Goal of the exercise:
Find the lines that hold "React". Report only how many there are.

Data entries:

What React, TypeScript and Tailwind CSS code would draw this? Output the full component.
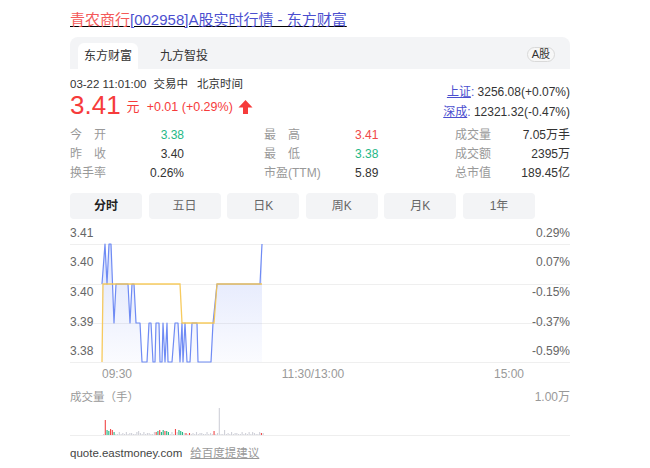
import React from "react";

const FONT = '"Liberation Sans","Noto Sans CJK SC",sans-serif';

const bluePts: [number, number][] = [
  [102, 282], [105, 242], [107, 282], [109, 242], [111, 242], [114, 321], [116, 282], [128, 282],
  [130, 321], [132, 282], [134, 282], [136, 321], [140, 321], [142, 360], [147, 360], [149, 321],
  [151, 321], [153, 360], [155, 360], [156, 321], [159, 321], [160, 360], [162, 360], [163, 321],
  [165, 360], [167, 321], [168, 360], [172, 360], [175, 321], [178, 321], [180, 360], [182, 321],
  [183, 360], [185, 321], [187, 360], [190, 360], [192, 321], [197, 321], [198, 360], [211, 360],
  [213, 321], [217, 282], [260, 282], [262, 242],
];
const yellowPts: [number, number][] = [
  [102, 360], [103, 282], [180, 282], [182, 321], [214, 321], [217, 282], [262, 282],
];

const loc = (pts: [number, number][], ox: number, oy: number) =>
  pts.map(([x, y]) => `${x - ox},${y - oy}`).join(" ");

type Bar = { h: number; c: string };
const GRAY = "#cfd0d8";
const RED = "#f04848";
const GREEN = "#25b886";
const bars: Bar[] = Array.from({ length: 92 }, (_, i) => ({
  h: [1, 2, 1, 3, 1, 2, 2, 1, 1, 3][i % 10],
  c: GRAY,
}));
const set = (i: number, h: number, c: string) => (bars[i] = { h, c });
set(1, 15, RED);
set(2, 5, GREEN);
set(3, 4, GREEN);
set(4, 6, RED);
set(5, 5, RED);
set(6, 3, GREEN);
set(20, 4, GRAY);
set(30, 3, RED);
set(31, 4, GREEN);
set(32, 5, RED);
set(33, 3, GREEN);
set(34, 5, GREEN);
set(35, 4, RED);
set(36, 4, GREEN);
set(37, 3, GREEN);
set(41, 6, RED);
set(42, 3, GRAY);
set(43, 5, GREEN);
set(44, 4, GREEN);
set(45, 3, GREEN);
set(47, 2, RED);
set(49, 2, RED);
set(63, 4, RED);
set(66, 27, GRAY);
set(69, 5, GRAY);
set(85, 3, GRAY);
set(90, 2, RED);

function Lbl({ text }: { text: string }) {
  if (text.length === 2) {
    return (
      <span className="flex w-[36px] justify-between text-[#999]">
        <span>{text[0]}</span>
        <span>{text[1]}</span>
      </span>
    );
  }
  return <span className="text-[#999] whitespace-nowrap">{text}</span>;
}

export default function App() {
  const rows = [
    { l1: "今开", v1: "3.38", c1: GREEN, l2: "最高", v2: "3.41", c2: RED, l3: "成交量", v3: "7.05万手" },
    { l1: "昨收", v1: "3.40", c1: "#333", l2: "最低", v2: "3.38", c2: GREEN, l3: "成交额", v3: "2395万" },
    { l1: "换手率", v1: "0.26%", c1: "#333", l2: "市盈(TTM)", v2: "5.89", c2: "#333", l3: "总市值", v3: "189.45亿" },
  ];
  const tabs = ["分时", "五日", "日K", "周K", "月K", "1年"];
  return (
    <div className="w-[650px] h-[468px] bg-white overflow-hidden" style={{ fontFamily: FONT }}>
      <div className="ml-[70px] w-[500px] pt-[11px]">
        {/* title */}
        <div className="text-[15px] leading-[18px] whitespace-nowrap underline">
          <span className="text-[#f45a5a]">青农商行</span>
          <span className="text-[#4b4fcf]">[002958]A股实时行情 - 东方财富</span>
        </div>

        {/* tab bar */}
        <div className="mt-[8px] h-[32px] rounded-t-[8px] bg-[#f3f4f6] flex items-end relative">
          <div className="ml-[8px] flex gap-[16px]">
            <div className="w-[60px] h-[26px] bg-white rounded-t-[6px] flex items-center justify-center text-[12px] text-[#333]">
              东方财富
            </div>
            <div className="w-[60px] h-[26px] flex items-center justify-center text-[12px] text-[#333]">
              九方智投
            </div>
          </div>
          <div className="ml-auto mr-[15px] mb-[7px] h-[15px] px-[4px] rounded-full border border-[#d9d9d9] bg-[#f7f7f7] flex items-center text-[11px] text-[#333]">
            A股
          </div>
        </div>

        {/* header */}
        <div className="flex">
          <div className="flex flex-col">
            <div className="mt-[8px] h-[14px] leading-[14px] text-[11.5px] text-[#333] whitespace-nowrap flex">
              <span>03-22 11:01:00</span>
              <span className="ml-[7px]">交易中</span>
              <span className="ml-[9px]">北京时间</span>
            </div>
            <div className="h-[28px] flex items-center text-[#f63b3b] whitespace-nowrap">
              <span className="text-[26px] leading-[28px]">3.41</span>
              <span className="ml-[6px] text-[13px] mt-[4px]">元</span>
              <span className="ml-[7px] text-[12.5px] mt-[4px]">+0.01 (+0.29%)</span>
              <svg className="ml-[5px] mt-[4px]" width="15" height="16" viewBox="0 0 15 16">
                <path d="M7.5 1 L14.5 8.5 L10 8.5 L10 15 L5 15 L5 8.5 L0.5 8.5 Z" fill="#f63b3b" />
              </svg>
            </div>
          </div>
          <div className="ml-auto flex flex-col items-end pt-[13px] text-[12px] text-[#333] whitespace-nowrap">
            <div className="h-[20px] leading-[20px]">
              <span className="text-[#4b4fcf] underline">上证</span>
              <span className="text-[#4b4fcf]">:</span> 3256.08(+0.07%)
            </div>
            <div className="h-[20px] leading-[20px]">
              <span className="text-[#4b4fcf] underline">深成</span>
              <span className="text-[#4b4fcf]">:</span> 12321.32(-0.47%)
            </div>
          </div>
        </div>

        {/* stats */}
        <div className="mt-[3px] text-[12px]">
          {rows.map((r, i) => (
            <div key={i} className="h-[19px] flex items-center">
              <div className="w-[194px] flex">
                <Lbl text={r.l1} />
                <span className="w-[78px] text-right ml-auto mr-[80px]" style={{ color: r.c1 }}>
                  {r.v1}
                </span>
              </div>
              <div className="w-[191px] flex">
                <span className="w-[91px] flex">
                  <Lbl text={r.l2} />
                </span>
                <span style={{ color: r.c2 }}>{r.v2}</span>
              </div>
              <div className="flex-1 flex">
                <Lbl text={r.l3} />
                <span className="ml-auto text-[#333]">{r.v3}</span>
              </div>
            </div>
          ))}
        </div>

        {/* period buttons */}
        <div className="mt-[11px] flex gap-[6.6px]">
          {tabs.map((t, i) => (
            <div
              key={t}
              className={
                i === 0
                  ? "w-[72px] h-[26px] rounded-[4px] bg-[#f3f4f6] flex items-center justify-center text-[12px] font-bold text-[#222]"
                  : "w-[72px] h-[26px] rounded-[4px] bg-[#f3f4f6] flex items-center justify-center text-[12px] text-[#666]"
              }
            >
              {t}
            </div>
          ))}
        </div>

        {/* price chart */}
        <svg className="block mt-[7px]" width="500" height="156" viewBox="0 0 500 156" style={{ fontFamily: FONT }}>
          <defs>
            <linearGradient id="fillg" x1="0" y1="0" x2="0" y2="1">
              <stop offset="0" stopColor="#6a86f2" stopOpacity="0.22" />
              <stop offset="1" stopColor="#6a86f2" stopOpacity="0.03" />
            </linearGradient>
          </defs>
          {[18, 58, 97, 136].map((y) => (
            <line key={y} x1="0" x2="500" y1={y + 0.5} y2={y + 0.5} stroke="#efefef" strokeWidth="1" />
          ))}
          <polygon points={loc([...bluePts, [262, 360], [102, 360]], 70, 224)} fill="url(#fillg)" />
          <polyline points={loc(bluePts, 70, 224)} fill="none" stroke="#6f8bf4" strokeWidth="1.2" strokeLinejoin="round" />
          <polyline points={loc(yellowPts, 70, 224)} fill="none" stroke="#f6c54e" strokeWidth="1.3" strokeOpacity="0.9" />
          {[
            ["3.41", "0.29%", 7],
            ["3.40", "0.07%", 36],
            ["3.40", "-0.15%", 66],
            ["3.39", "-0.37%", 96],
            ["3.38", "-0.59%", 125],
          ].map(([a, b, y]) => (
            <g key={String(y)} fontSize="12" fill="#666">
              <text x="0" y={Number(y) + 4}>{a}</text>
              <text x="500" y={Number(y) + 4} textAnchor="end">{b}</text>
            </g>
          ))}
          <g fontSize="12" fill="#999">
            <text x="32" y="152">09:30</text>
            <text x="243" y="152" textAnchor="middle">11:30/13:00</text>
            <text x="439" y="152" textAnchor="middle">15:00</text>
          </g>
        </svg>

        {/* volume chart */}
        <svg className="block" width="500" height="56" viewBox="0 0 500 56" style={{ fontFamily: FONT }}>
          <text x="0" y="19" fontSize="11.5" fill="#999">成交量（手）</text>
          <text x="500" y="19" fontSize="12" fill="#999" textAnchor="end">1.00万</text>
          <line x1="0" x2="500" y1="53.5" y2="53.5" stroke="#eeeeee" strokeWidth="1" />
          {bars.map((b, i) => (
            <rect key={i} x={33 + i * 1.754} y={53 - b.h} width="1.1" height={b.h} fill={b.c} />
          ))}
        </svg>

        {/* footer */}
        <div className="mt-[7px] h-[16px] leading-[16px] flex text-[11.5px] whitespace-nowrap">
          <span className="text-[#444]">quote.eastmoney.com</span>
          <span className="ml-[8px] text-[#999] underline">给百度提建议</span>
        </div>
      </div>
    </div>
  );
}
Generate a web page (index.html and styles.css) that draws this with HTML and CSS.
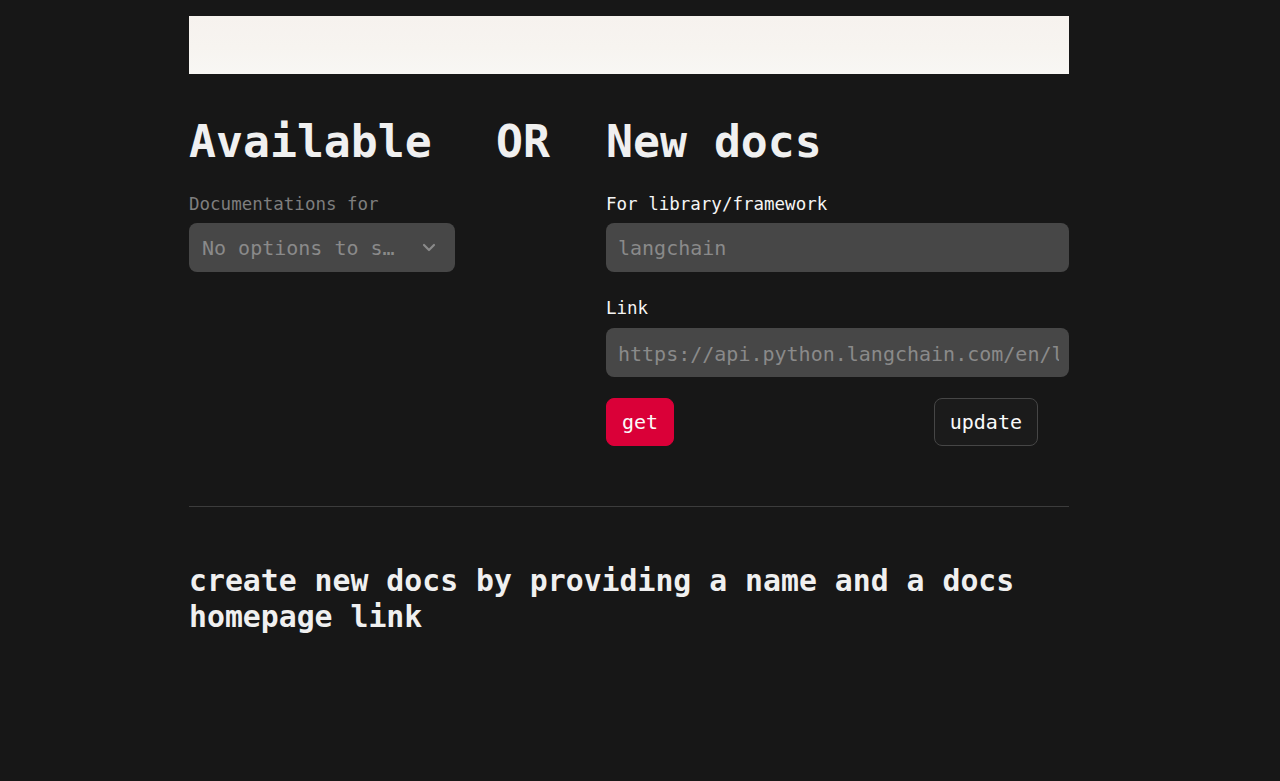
FILE: index.html
```html
<!DOCTYPE html>
<html lang="en">
<head>
<meta charset="utf-8">
<title>Docs</title>
<link rel="stylesheet" href="styles.css">
</head>
<body>
<main class="page">
  <div class="banner"></div>

  <div class="columns">
    <section class="col col-left">
      <h2 class="title">Available</h2>
      <div class="label label-first label-muted">Documentations for</div>
      <div class="select">
        <span class="select-text">No options to s…</span>
        <svg class="chevron" width="14" height="9" viewBox="0 0 14 9" aria-hidden="true">
          <polyline points="2,2 7,7 12,2" fill="none" stroke="#8a8a8a" stroke-width="2.2" stroke-linecap="round" stroke-linejoin="round"/>
        </svg>
      </div>
    </section>

    <section class="col col-mid">
      <h2 class="title">OR</h2>
    </section>

    <section class="col col-right">
      <h2 class="title">New docs</h2>
      <div class="label label-first">For library/framework</div>
      <div class="input"><span class="placeholder">langchain</span></div>
      <div class="label label-gap">Link</div>
      <div class="input"><span class="placeholder">https://api.python.langchain.com/en/latest</span></div>
      <div class="actions">
        <button class="btn btn-primary">get</button>
        <button class="btn btn-secondary">update</button>
      </div>
    </section>
  </div>

  <hr class="divider">

  <h3 class="subtitle">create new docs by providing a name and a docs homepage link</h3>
</main>
</body>
</html>
```

FILE: styles.css
```css
* { box-sizing: border-box; }

html, body {
  margin: 0;
  padding: 0;
  background: #171717;
}

body {
  font-family: "DejaVu Sans Mono", "Liberation Mono", monospace;
  color: #f0f0f0;
}

.page {
  width: 880px;
  margin-left: 189px;
  padding-top: 16px;
}

.banner {
  height: 58px;
  background: linear-gradient(180deg, #f6f2ee 0%, #f7f4f0 55%, #f8f7f4 100%);
}

.columns {
  display: flex;
  gap: 16px;
  margin-top: 41px;
}

.col-left { width: 266px; }
.col-mid { width: 119px; padding-left: 25px; }
.col-right { width: 463px; }

.title {
  margin: 0;
  font-size: 44.8px;
  line-height: 54px;
  font-weight: 700;
  color: #f0f0f0;
  white-space: nowrap;
}

.label {
  font-size: 17.5px;
  line-height: 24.5px;
  height: 24.5px;
  color: #f5f5f5;
  white-space: nowrap;
}

.label-first {
  margin-top: 23px;
  margin-bottom: 6px;
}

.label-gap {
  margin-top: 24px;
  margin-bottom: 8px;
}

.label-muted { color: #7e7e7e; }

.select,
.input {
  height: 49px;
  border-radius: 8px;
  background: #474747;
  display: flex;
  align-items: center;
  padding-top: 2px;
}

.select {
  padding-left: 13px;
  padding-right: 19px;
  justify-content: space-between;
}

.select-text {
  font-size: 20px;
  color: #8a8a8a;
  white-space: nowrap;
}

.chevron { flex: none; margin-top: -2px; }

.input {
  padding-left: 12px;
  padding-right: 10px;
}

.placeholder {
  display: block;
  min-width: 0;
  overflow: hidden;
  font-size: 20px;
  color: #8a8a8a;
  white-space: nowrap;
}

.actions {
  display: flex;
  margin-top: 21px;
}

.btn {
  height: 48px;
  padding: 0 15px;
  border-radius: 8px;
  font-family: inherit;
  font-size: 20px;
  color: #fafafa;
  cursor: pointer;
}

.btn-primary {
  background: #da0038;
  border: 1px solid #da0038;
}

.btn-secondary {
  margin-left: auto;
  margin-right: 31px;
  background: #1b1b1b;
  border: 1px solid #464646;
}

.divider {
  margin: 60px 0 0;
  border: 0;
  border-top: 1px solid #3c3c3c;
  height: 0;
}

.subtitle {
  margin: 56px 0 0;
  font-size: 29.8px;
  line-height: 36px;
  font-weight: 700;
  color: #f0f0f0;
}
```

Task solution:
2